Environmental and spatial cross-validation

This function explores different numbers of environmental partitions (clusters) based on the K-means clustering algorithm and returns the number of partitions best suited for a given presence, presence-absences, or presence-pseudo-absences database. Selection of the best number of partitions is performed automatically considering spatial autocorrelation, environmental similarity, and the number of presence and/or absence records in each partition.

Usage

part_senv(
  env_layer,
  data,
  x,
  y,
  pr_ab,
  min_n_groups = 2,
  max_n_groups = 10,
  min_occ = 10,
  prop = 0.5
)

Arguments

env_layer: SpatRaster. Raster with environmental variable. This will be used to evaluate spatial autocorrelation and environmental similarity between training and testing partitions. Because this function calculate dissimilarity based on Euclidean distances, it can only be used with continuous variables
data: data.frame. Data.frame or tibble object with presence (or presence-absence, or presences-pseudo-absence) records, and coordinates
x: character.

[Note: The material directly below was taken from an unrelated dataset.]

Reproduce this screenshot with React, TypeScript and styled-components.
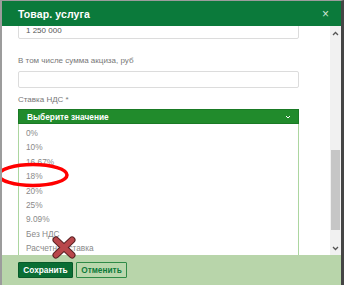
import React from "react";
import styled, { createGlobalStyle } from "styled-components";

const Global = createGlobalStyle`
  html, body { margin: 0; padding: 0; }
  body { font-family: "Liberation Sans", Arial, sans-serif; background: #555; }
`;

const Page = styled.div`
  position: relative;
  width: 344px;
  height: 285px;
  box-sizing: border-box;
  border-left: 2px solid #9c9c9c;
  border-top: 1px solid #9c9c9c;
  border-right: 3px solid #454545;
  overflow: hidden;
  display: flex;
  flex-direction: column;
`;

const Header = styled.div`
  height: 25px;
  flex: none;
  background: #0b7a3b;
  display: flex;
  align-items: center;
  justify-content: space-between;
  padding: 0 12px 0 16px;
  color: #fff;
`;

const Title = styled.div`
  font-weight: bold;
  font-size: 10.5px;
  letter-spacing: 0.1px;
`;

const Close = styled.div`
  font-size: 12px;
  color: #cfe6d6;
  line-height: 1;
`;

const BodyRow = styled.div`
  flex: 1;
  display: flex;
  background: #fff;
  overflow: hidden;
`;

const Content = styled.div`
  flex: 1;
  padding: 0 31px 0 16px;
  display: flex;
  flex-direction: column;
`;

const Input = styled.div<{ $top?: number }>`
  height: 17px;
  box-sizing: border-box;
  border: 1px solid #dcdcdc;
  border-radius: 2px;
  margin-top: ${(p) => p.$top ?? 0}px;
  font-size: 8px;
  color: #555;
  padding-left: 7px;
  display: flex;
  align-items: center;
`;

const Label = styled.div<{ $top: number }>`
  margin-top: ${(p) => p.$top}px;
  font-size: 8px;
  color: #777;
  height: 12px;
  line-height: 12px;
`;

const SelectWrap = styled.div`
  position: relative;
  margin-top: 3px;
`;

const SelectHead = styled.div`
  height: 15px;
  background: #218b2c;
  border: 1px solid #1a7a25;
  box-sizing: border-box;
  display: flex;
  align-items: center;
  justify-content: space-between;
  padding: 0 7px 0 8px;
  color: #fff;
  font-weight: bold;
  font-size: 8.3px;
`;

const Dropdown = styled.div`
  position: absolute;
  left: 0;
  right: 0;
  top: 15px;
  height: 136px;
  box-sizing: border-box;
  background: #fff;
  border: 1px solid #acd6a0;
  border-top: none;
  padding-top: 2px;
  z-index: 2;
`;

const Item = styled.div`
  height: 14.4px;
  line-height: 14.4px;
  font-size: 8.3px;
  color: #8a8a8a;
  padding-left: 7px;
`;

const Scrollbar = styled.div`
  width: 11px;
  flex: none;
  background: #f1f1f1;
  display: flex;
  flex-direction: column;
  align-items: center;
  padding: 5px 0 4px;
  box-sizing: border-box;
`;

const Thumb = styled.div`
  width: 9px;
  margin-top: 114px;
  height: 80px;
  background: #c6c6c6;
`;

const Spacer = styled.div`
  flex: 1;
`;

const Footer = styled.div`
  height: 30px;
  flex: none;
  background: #b8d5aa;
  display: flex;
  align-items: center;
  gap: 3px;
  padding: 0 0 0 16px;
`;

const Button = styled.div<{ $primary?: boolean }>`
  height: 16px;
  box-sizing: border-box;
  padding: 0 4px;
  display: flex;
  align-items: center;
  font-size: 8.3px;
  font-weight: bold;
  border-radius: 1px;
  background: ${(p) => (p.$primary ? "#0a6e34" : "#bad7ac")};
  color: ${(p) => (p.$primary ? "#fff" : "#0e7a3a")};
  border: 1px solid ${(p) => (p.$primary ? "#075a29" : "#2f8a47")};
  width: ${(p) => (p.$primary ? 55 : 51)}px;
  justify-content: center;
`;

const Overlay = styled.svg`
  position: absolute;
  left: -2px;
  top: -1px;
  pointer-events: none;
  z-index: 5;
`;

const Chevron = ({ up }: { up?: boolean }) => (
  <svg width="7" height="5" viewBox="0 0 7 5">
    <path
      d={up ? "M1 4 L3.5 1.5 L6 4" : "M1 1 L3.5 3.5 L6 1"}
      fill="none"
      stroke="#555"
      strokeWidth="1.3"
    />
  </svg>
);

const items = ["0%", "10%", "16.67%", "18%", "20%", "25%", "9.09%", "Без НДС", "Расчетная ставка"];

export default function App() {
  return (
    <>
      <Global />
      <Page>
        <Header>
          <Title>Товар. услуга</Title>
          <Close>×</Close>
        </Header>
        <BodyRow>
          <Content>
            <Input $top={-4}>1 250 000</Input>
            <Label $top={16}>В том числе сумма акциза, руб</Label>
            <Input $top={4} />
            <Label $top={6}>Ставка НДС *</Label>
            <SelectWrap>
              <SelectHead>
                <span>Выберите значение</span>
                <svg width="6" height="4" viewBox="0 0 6 4">
                  <path d="M1 1 L3 3 L5 1" fill="none" stroke="#fff" strokeWidth="1" />
                </svg>
              </SelectHead>
              <Dropdown>
                {items.map((t) => (
                  <Item key={t}>{t}</Item>
                ))}
              </Dropdown>
            </SelectWrap>
          </Content>
          <Scrollbar>
            <Chevron up />
            <Thumb />
            <Spacer />
            <Chevron />
          </Scrollbar>
        </BodyRow>
        <Footer>
          <Button $primary>Сохранить</Button>
          <Button>Отменить</Button>
        </Footer>
        <Overlay width="344" height="285" viewBox="0 0 344 285">
          <ellipse cx="33" cy="175" rx="34" ry="10.5" fill="none" stroke="#f00" strokeWidth="3.5" />
          <g stroke="#5a2224" strokeWidth="7" strokeLinecap="round">
            <line x1="56" y1="240" x2="72" y2="255" />
            <line x1="72" y1="240" x2="56" y2="255" />
          </g>
          <g stroke="#b9474b" strokeWidth="5" strokeLinecap="round">
            <line x1="56" y1="240" x2="72" y2="255" />
            <line x1="72" y1="240" x2="56" y2="255" />
          </g>
        </Overlay>
      </Page>
    </>
  );
}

Column name with spatial x coordinates
y: character. Column name with spatial y coordinates
pr_ab: character. Column with presences, presence-absence, or pseudo-absence. Presences must be represented by 1 and absences by 0
min_n_groups: integer. Minimum number of groups to be tested. Default 2.
max_n_groups: integer. Maximum number of groups to be tested. Default 10.
min_occ: numeric. Minimum number of presences or absences in a partition fold. The min_occ value should be base on the amount of predictors in order to avoid over-fitting or error when fitting models for a given fold. Default 10.
prop: numeric. Proportion of point used for testing autocorrelation between groups (values > 0 and <=1). The smaller this number is, the faster the function will work. Default 0.5

Value

A list with:

part: A tibble object with information used in 'data' arguments and a additional column .part with partition group.
best_part_info: A tibble with information about the best partition. It contains the number of partition (n_groups), standard deviation of presences (sd_p), standard deviation of absences (sd_a), Moran's I spatial autocorrelation (spa_auto) and environmental similarity based on Euclidean distance (env_sim)

Details

The part_sblock allows test with different numbers of partitions defined in the envirnomental clusters delimited the K-mean cluster algorithm. This function explores a range of environmental clusters and automatically selects best number of cluster for a given given presence, presence-absences, or presence-pseudo-absences dataset. Such selection of number of clusters is based on an optimization procedure that explores partition size in three dimensions determined by spatial autocorrelation (measured by Moran's I), environmental similarity (Euclidean distance), and difference in the amount of data among clusters (Standard Deviation - SD; Velazco et al., 2019). This procedure will cyclically select those partitions with autocorrelation values less than the lowest quartile of Morans I, then those with environmental similarity values greater than the third quartile of the Euclidean distances than those with a difference in the amount of data less than the lowest quartile of SD. This selection is repeated until only one partition is retained (Velazco et al., 2019). The main benefit of this partition selection are i) this is not subjective, ii) balances the environmental similarity and special autocorrelation between partitions, and iii) controls the partition selection with few data that may be problematic for model fitting ("min_occ" argument)..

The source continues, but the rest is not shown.